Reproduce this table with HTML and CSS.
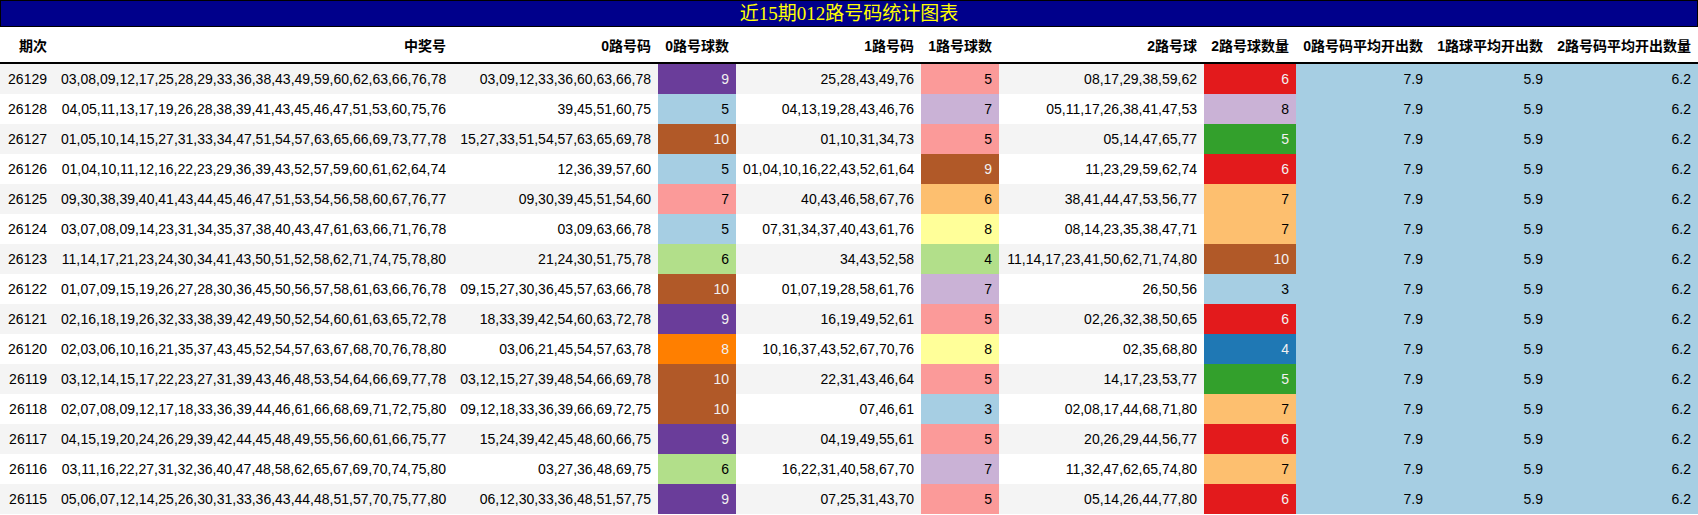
FILE: index.html
```html
<!DOCTYPE html>
<html lang="zh">
<head>
<meta charset="utf-8">
<title>近15期012路号码统计图表</title>
<link rel="stylesheet" href="styles.css">
</head>
<body>
<div class="chart">
  <div class="title">近15期012路号码统计图表</div>
  <table class="grid">
    <colgroup>
      <col class="w-issue"><col class="w-win"><col class="w-r0"><col class="w-n0"><col class="w-r1"><col class="w-n1"><col class="w-r2"><col class="w-n2"><col class="w-a0"><col class="w-a1"><col class="w-a2">
    </colgroup>
    <thead>
      <tr>
        <th>期次</th><th>中奖号</th><th>0路号码</th><th>0路号球数</th><th>1路号码</th><th>1路号球数</th><th>2路号球</th><th>2路号球数量</th><th>0路号码平均开出数</th><th>1路球平均开出数</th><th>2路号码平均开出数量</th>
      </tr>
    </thead>
    <tbody>
      <tr><td>26129</td><td>03,08,09,12,17,25,28,29,33,36,38,43,49,59,60,62,63,66,76,78</td><td>03,09,12,33,36,60,63,66,78</td><td class="purple">9</td><td>25,28,43,49,76</td><td class="pink">5</td><td>08,17,29,38,59,62</td><td class="red">6</td><td class="avg">7.9</td><td class="avg">5.9</td><td class="avg">6.2</td></tr>
      <tr><td>26128</td><td>04,05,11,13,17,19,26,28,38,39,41,43,45,46,47,51,53,60,75,76</td><td>39,45,51,60,75</td><td class="sky">5</td><td>04,13,19,28,43,46,76</td><td class="lilac">7</td><td>05,11,17,26,38,41,47,53</td><td class="lilac">8</td><td class="avg">7.9</td><td class="avg">5.9</td><td class="avg">6.2</td></tr>
      <tr><td>26127</td><td>01,05,10,14,15,27,31,33,34,47,51,54,57,63,65,66,69,73,77,78</td><td>15,27,33,51,54,57,63,65,69,78</td><td class="brown">10</td><td>01,10,31,34,73</td><td class="pink">5</td><td>05,14,47,65,77</td><td class="green">5</td><td class="avg">7.9</td><td class="avg">5.9</td><td class="avg">6.2</td></tr>
      <tr><td>26126</td><td>01,04,10,11,12,16,22,23,29,36,39,43,52,57,59,60,61,62,64,74</td><td>12,36,39,57,60</td><td class="sky">5</td><td>01,04,10,16,22,43,52,61,64</td><td class="brown">9</td><td>11,23,29,59,62,74</td><td class="red">6</td><td class="avg">7.9</td><td class="avg">5.9</td><td class="avg">6.2</td></tr>
      <tr><td>26125</td><td>09,30,38,39,40,41,43,44,45,46,47,51,53,54,56,58,60,67,76,77</td><td>09,30,39,45,51,54,60</td><td class="pink">7</td><td>40,43,46,58,67,76</td><td class="peach">6</td><td>38,41,44,47,53,56,77</td><td class="peach">7</td><td class="avg">7.9</td><td class="avg">5.9</td><td class="avg">6.2</td></tr>
      <tr><td>26124</td><td>03,07,08,09,14,23,31,34,35,37,38,40,43,47,61,63,66,71,76,78</td><td>03,09,63,66,78</td><td class="sky">5</td><td>07,31,34,37,40,43,61,76</td><td class="lemon">8</td><td>08,14,23,35,38,47,71</td><td class="peach">7</td><td class="avg">7.9</td><td class="avg">5.9</td><td class="avg">6.2</td></tr>
      <tr><td>26123</td><td>11,14,17,21,23,24,30,34,41,43,50,51,52,58,62,71,74,75,78,80</td><td>21,24,30,51,75,78</td><td class="lime">6</td><td>34,43,52,58</td><td class="lime">4</td><td>11,14,17,23,41,50,62,71,74,80</td><td class="brown">10</td><td class="avg">7.9</td><td class="avg">5.9</td><td class="avg">6.2</td></tr>
      <tr><td>26122</td><td>01,07,09,15,19,26,27,28,30,36,45,50,56,57,58,61,63,66,76,78</td><td>09,15,27,30,36,45,57,63,66,78</td><td class="brown">10</td><td>01,07,19,28,58,61,76</td><td class="lilac">7</td><td>26,50,56</td><td class="sky">3</td><td class="avg">7.9</td><td class="avg">5.9</td><td class="avg">6.2</td></tr>
      <tr><td>26121</td><td>02,16,18,19,26,32,33,38,39,42,49,50,52,54,60,61,63,65,72,78</td><td>18,33,39,42,54,60,63,72,78</td><td class="purple">9</td><td>16,19,49,52,61</td><td class="pink">5</td><td>02,26,32,38,50,65</td><td class="red">6</td><td class="avg">7.9</td><td class="avg">5.9</td><td class="avg">6.2</td></tr>
      <tr><td>26120</td><td>02,03,06,10,16,21,35,37,43,45,52,54,57,63,67,68,70,76,78,80</td><td>03,06,21,45,54,57,63,78</td><td class="orange">8</td><td>10,16,37,43,52,67,70,76</td><td class="lemon">8</td><td>02,35,68,80</td><td class="blue">4</td><td class="avg">7.9</td><td class="avg">5.9</td><td class="avg">6.2</td></tr>
      <tr><td>26119</td><td>03,12,14,15,17,22,23,27,31,39,43,46,48,53,54,64,66,69,77,78</td><td>03,12,15,27,39,48,54,66,69,78</td><td class="brown">10</td><td>22,31,43,46,64</td><td class="pink">5</td><td>14,17,23,53,77</td><td class="green">5</td><td class="avg">7.9</td><td class="avg">5.9</td><td class="avg">6.2</td></tr>
      <tr><td>26118</td><td>02,07,08,09,12,17,18,33,36,39,44,46,61,66,68,69,71,72,75,80</td><td>09,12,18,33,36,39,66,69,72,75</td><td class="brown">10</td><td>07,46,61</td><td class="sky">3</td><td>02,08,17,44,68,71,80</td><td class="peach">7</td><td class="avg">7.9</td><td class="avg">5.9</td><td class="avg">6.2</td></tr>
      <tr><td>26117</td><td>04,15,19,20,24,26,29,39,42,44,45,48,49,55,56,60,61,66,75,77</td><td>15,24,39,42,45,48,60,66,75</td><td class="purple">9</td><td>04,19,49,55,61</td><td class="pink">5</td><td>20,26,29,44,56,77</td><td class="red">6</td><td class="avg">7.9</td><td class="avg">5.9</td><td class="avg">6.2</td></tr>
      <tr><td>26116</td><td>03,11,16,22,27,31,32,36,40,47,48,58,62,65,67,69,70,74,75,80</td><td>03,27,36,48,69,75</td><td class="lime">6</td><td>16,22,31,40,58,67,70</td><td class="lilac">7</td><td>11,32,47,62,65,74,80</td><td class="peach">7</td><td class="avg">7.9</td><td class="avg">5.9</td><td class="avg">6.2</td></tr>
      <tr><td>26115</td><td>05,06,07,12,14,25,26,30,31,33,36,43,44,48,51,57,70,75,77,80</td><td>06,12,30,33,36,48,51,57,75</td><td class="purple">9</td><td>07,25,31,43,70</td><td class="pink">5</td><td>05,14,26,44,77,80</td><td class="red">6</td><td class="avg">7.9</td><td class="avg">5.9</td><td class="avg">6.2</td></tr>
    </tbody>
  </table>
</div>
</body>
</html>
```

FILE: styles.css
```css
html, body {
  margin: 0;
  padding: 0;
  background: #ffffff;
}

.chart {
  width: 1698px;
}

.title {
  height: 25px;
  line-height: 25px;
  border: 1px solid #000000;
  background: #00008b;
  color: #ffff00;
  text-align: center;
  font-family: "Liberation Serif", "Noto Sans CJK SC", serif;
  font-size: 19px;
}

.grid {
  width: 1698px;
  table-layout: fixed;
  border-collapse: collapse;
  border-spacing: 0;
  font-family: "Liberation Sans", "Noto Sans CJK SC", sans-serif;
  font-size: 14px;
  color: #000000;
}

.w-issue { width: 54px; }
.w-win { width: 399px; }
.w-r0 { width: 205px; }
.w-n0 { width: 78px; }
.w-r1 { width: 185px; }
.w-n1 { width: 78px; }
.w-r2 { width: 205px; }
.w-n2 { width: 92px; }
.w-a0 { width: 134px; }
.w-a1 { width: 120px; }
.w-a2 { width: 148px; }

.grid th {
  height: 35px;
  padding: 0 7px;
  text-align: right;
  vertical-align: middle;
  font-weight: bold;
  white-space: nowrap;
  border-bottom: 2px solid #000000;
}

.grid td {
  height: 30px;
  padding: 0 7px;
  text-align: right;
  vertical-align: middle;
  white-space: nowrap;
}

.grid tbody tr:nth-child(odd) {
  background: #f4f4f4;
}

.grid tbody tr:nth-child(even) {
  background: #ffffff;
}

.grid td.avg { background: #a6cee3; }
.grid td.sky { background: #a6cee3; }
.grid td.blue { background: #1f78b4; color: #f1f1f1; }
.grid td.lime { background: #b2df8a; }
.grid td.green { background: #33a02c; color: #f1f1f1; }
.grid td.pink { background: #fb9a99; }
.grid td.red { background: #e31a1c; color: #f1f1f1; }
.grid td.peach { background: #fdbf6f; }
.grid td.orange { background: #ff7f00; color: #f1f1f1; }
.grid td.lilac { background: #cab2d6; }
.grid td.purple { background: #6a3d9a; color: #f1f1f1; }
.grid td.lemon { background: #ffff99; }
.grid td.brown { background: #b15928; color: #f1f1f1; }
```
──────────────────────────────
What the exercise asks – The string "table" may appear in lines of the listing above; tally those lines and give the number only.

Answer to this task – 4